Text 100 might want to go on a refresher course too judging by the company’s willingness to produce a sentence that begins with the words “Decision makers reach out to a range of online and offline channels”. You can reach out to someone and they might be there (as The Four Tops promised they would) or you can “reach out and touch somebody’s hand” and “make this world a better place if you can” (thank you, Diana Ross) but you can’t really reach out to channels, online or offline.

Anyway, Text 100 makes a good point in advising resellers to become actively involved with online channels, such as forums and social networks, because customers are “increasingly turning to these channels when making their purchase decision”. It claims more and more customers are starting to use “the online dimension” as part of their research process, in addition to word-of-mouth (not in jargon) and peer recommendations.

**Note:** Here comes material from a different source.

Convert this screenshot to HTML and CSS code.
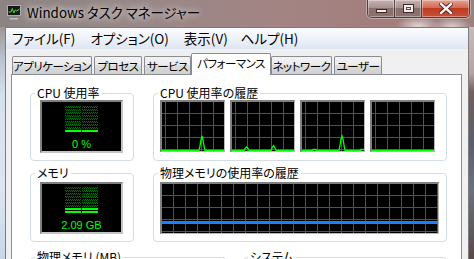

It’s probably worth pointing out that such online channels should be presented in clear and concise language rather than splattered and disfigured with incomprehensible technologese. It may well be that forcing companies to present themselves online in ways that eschew the lazy option of regurgitating unappetising chunks of jargon could help them reconsider how they talk to people about themselves in the real world (and no, that’s not “the offline world”, as Text 100 would have it). Wouldn’t that be something?